La crisi del teatro, che emerge in tutta la sua drammaticità anche da questa chiacchierata dettagliata che l'AGI ha fatto con uno dei protagonisti delle scene romane, ha portato in questi anni alla chiusura o al momentaneo stop delle attività di numerosi stabili storici capitolini, dall’Agorà al Colosseo, dal Piccolo Eliseo alle Stanze Segrete a La Cometa. Per capire se c’è una soluzione possibile, ci rivolgiamo ancora a Riccardo Scarafoni che, letteralmente ‘a sue spese’, ha maturato delle idee che nell’ambiente del teatro sono comuni. La tesi fondamentale è la seguente: “La spesa obbligata distribuita tra Inps, Siae, Enpals o Inail è sproporzionata: bisognerebbe regolamentare questi pagamenti a seconda della situazione e della grandezza di un teatro perché - spiega - se su un potenziale di 1.000 persone mi togli il 20% dell'incasso, vuol dire che due sere ho lavorato solo per pagare le tasse”.

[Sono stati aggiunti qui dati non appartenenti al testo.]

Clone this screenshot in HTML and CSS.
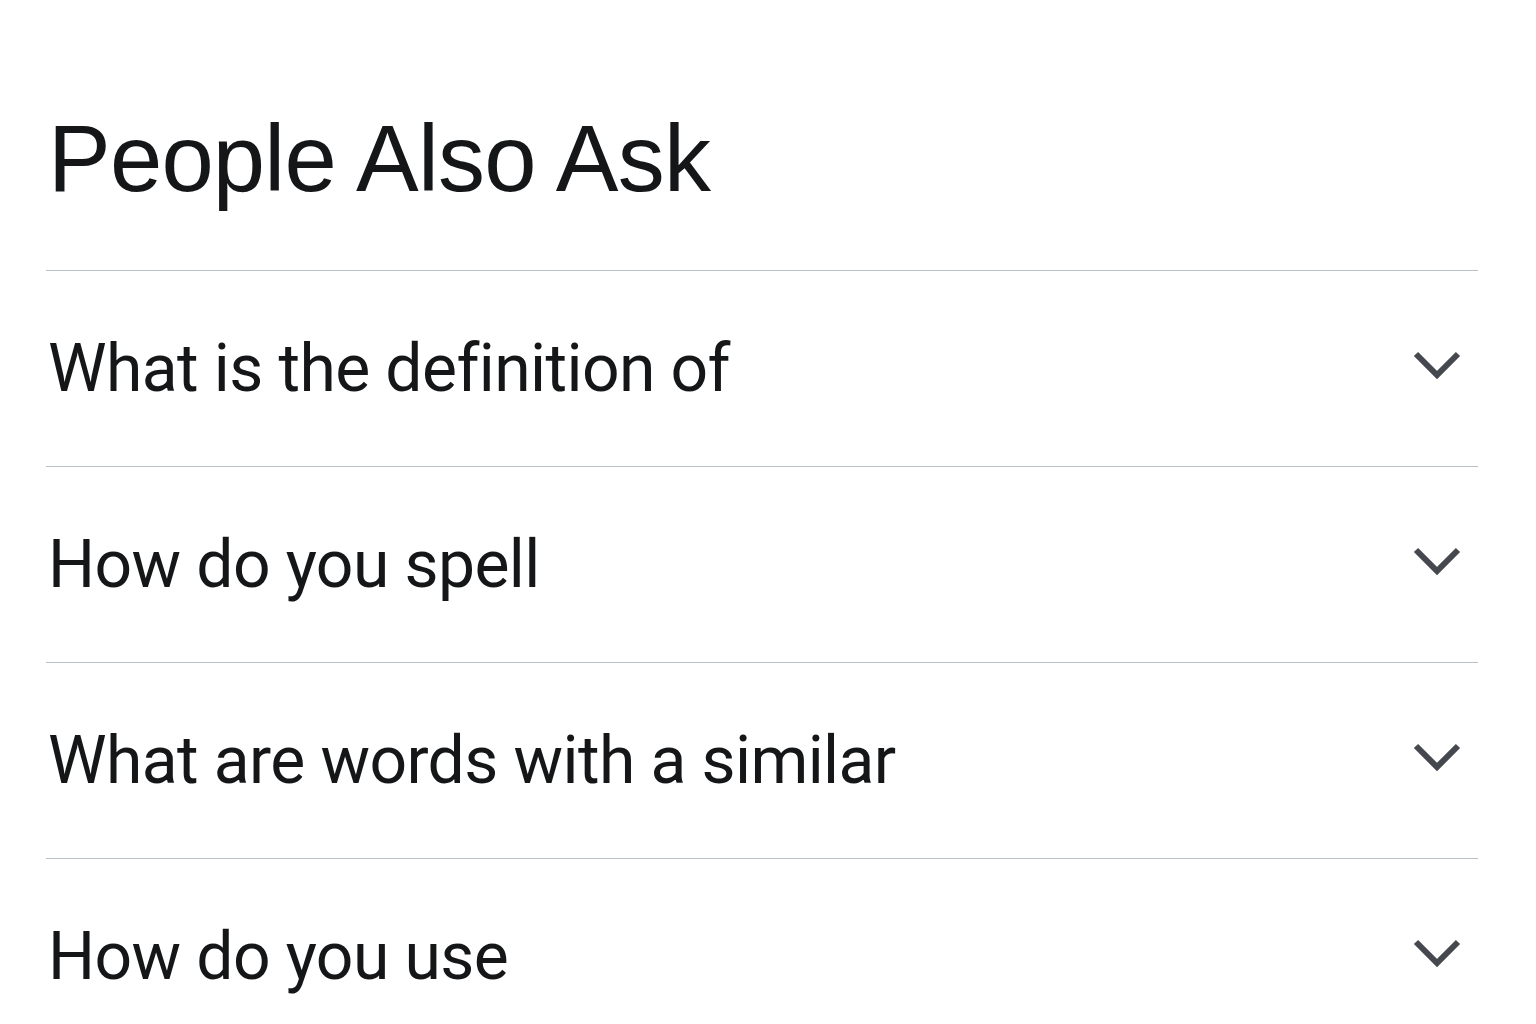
FILE: index.html
```html
<!DOCTYPE html>
<html lang="en">
<head>
<meta charset="utf-8">
<title>People Also Ask</title>
<link rel="stylesheet" href="styles.css">
</head>
<body>
<main class="paa">
  <h1 class="paa-title">People Also Ask</h1>
  <ul class="paa-list">
    <li class="paa-item"><span class="paa-q">What is the definition of</span><svg class="chev" viewBox="0 0 48 30"><path d="M3 4 L24 25 L45 4"/></svg></li>
    <li class="paa-item"><span class="paa-q">How do you spell</span><svg class="chev" viewBox="0 0 48 30"><path d="M3 4 L24 25 L45 4"/></svg></li>
    <li class="paa-item"><span class="paa-q">What are words with a similar</span><svg class="chev" viewBox="0 0 48 30"><path d="M3 4 L24 25 L45 4"/></svg></li>
    <li class="paa-item"><span class="paa-q">How do you use</span><svg class="chev" viewBox="0 0 48 30"><path d="M3 4 L24 25 L45 4"/></svg></li>
  </ul>
</main>
</body>
</html>
```
FILE: styles.css
```css
html, body {
  margin: 0;
  padding: 0;
  background: #ffffff;
}
body {
  height: 1024px;
  overflow: hidden;
}
.paa {
  padding: 0 58px 0 46px;
}
.paa-title {
  margin: 112px 0 0 2px;
  font-family: "Liberation Sans", Arial, sans-serif;
  font-weight: 400;
  font-size: 94px;
  line-height: 94px;
  letter-spacing: -0.8px;
  color: #141618;
  height: 158px;
}
.paa-list {
  list-style: none;
  margin: 0;
  padding: 0;
}
.paa-item {
  height: 195px;
  border-top: 1px solid #b7c0c9;
  display: flex;
  align-items: center;
  justify-content: space-between;
}
.paa-q {
  margin-left: 2px;
  font-family: Roboto, "Liberation Sans", sans-serif;
  font-size: 66px;
  color: #141618;
  letter-spacing: -0.6px;
  padding-top: 0;
}
.chev {
  width: 48px;
  height: 30px;
  margin-right: 17px;
  margin-top: -8px;
}
.chev path {
  fill: none;
  stroke: #45494f;
  stroke-width: 6;
  stroke-linecap: butt;
  stroke-linejoin: miter;
}
```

“Personalmente sarei per non dare soldi a tutti con i finanziamenti – la sua posizione - perché finisce che i soldi arrivano solo a pochi ed è inutile mettersi sul mercato se è dopato. Penserei piuttosto a decurtare le spese fiscali con degli sgravi, magari con un bonus tipo quello per le caldaie o per le ristrutturazioni, se hai rispettato certi parametri. Un esempio? Il numero di attori che porti in scena. Diciamo che devi fare un minimo di 20 borderò, ossia 20 pagamenti: all’Inps paghi una certa cifra e te ne ritorna la metà. Meglio che passare per il bando”, conclude.